Grand Forks, N.D. – Surprised North Dakota is on the list? The chilly city has actually enjoyed some of the smallest hiccups of our recent depression. North Dakota has come out above all other states in personal income growth this year. The U.S. Bureau of Economic Analysis said personal income grew to 8.7 percent in the state in the second quarter of the year. Why Grand Forks? That city has enjoyed salary growth at an unprecedented 16 percent. But it’s also home to the eager palates of the University of North Dakota’s students. The namesake local Air Force Base gives restaurateurs the opportunity to enter a new restaurant growth market: Military installation dining.

Boulder-to-Denver, Colo., corridor – It’s no wonder that industry-dominating Chipotle was founded in the state – it’s a mecca of innovation and eco-friendliness. Perhaps that’s because of its highly educated workforce. Forbes called Denver and Boulder the 14th and 20th best places, respectively, for business and careers this year, and Boulder the No.1 for educational attainment (university restaurant operators take note). Colorado is also among the top 10 states with favorable business tax laws, according to the Small Business and Entrepreneurship Council. The state also is home to one of the biggest craft and microbrewery markets, a growing American industry. Eco- and beer-friendly chains like Brixx Pizza or Naked Pizza would do well to keep their eyes here.

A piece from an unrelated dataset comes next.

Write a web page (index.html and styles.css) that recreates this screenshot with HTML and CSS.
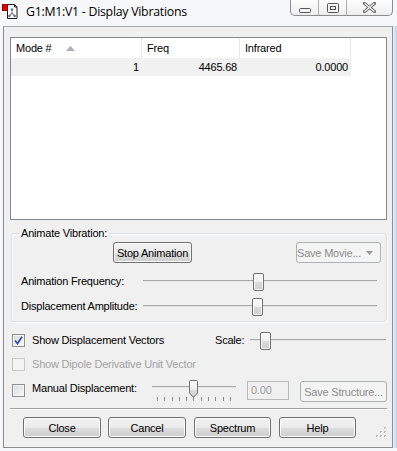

Plano, Texas – Many corporate headquarters dot this wealthy Dallas enclave: Frito-Lay, Dr Pepper Snapple Group and high-tech Siemens subsidiary UGS are among the companies that call the suburb home. But its high-paid executives spend their big bucks in the big city because of a still relatively underserved entertainment landscape. The U.S. Census Bureau called Plano the wealthiest city in the nation in 2008. Forbes also deemed the locale the last great “reloville” – place to which people relocate for corporations – in the nation. If you’re looking for a place to serve the tastebuds of wined and dined executives – say, the California Pizza Kitchen kind – look no further.

Houston, Texas – None other than Pizza Hut founder-turned-Papa John's major franchisee Frank Carney has called Houston a top 20 market in this economic downturn: He said his Papa John’s stores in the area have done phenomenally this year (with the help of a good partner, of course). Forbes recently ranked the Houston-Sugar Land-Baytown area as the 8th fastest recovering city in the nation – mainly due to the incredible value area homes still possess, which draws transplants from the world around. That influx has helped the city add 500,000 jobs in the last five years. But do research thoroughly before deciding where to place your concept in this competitive restaurant town. There’s likely a specific neighborhood for many concepts.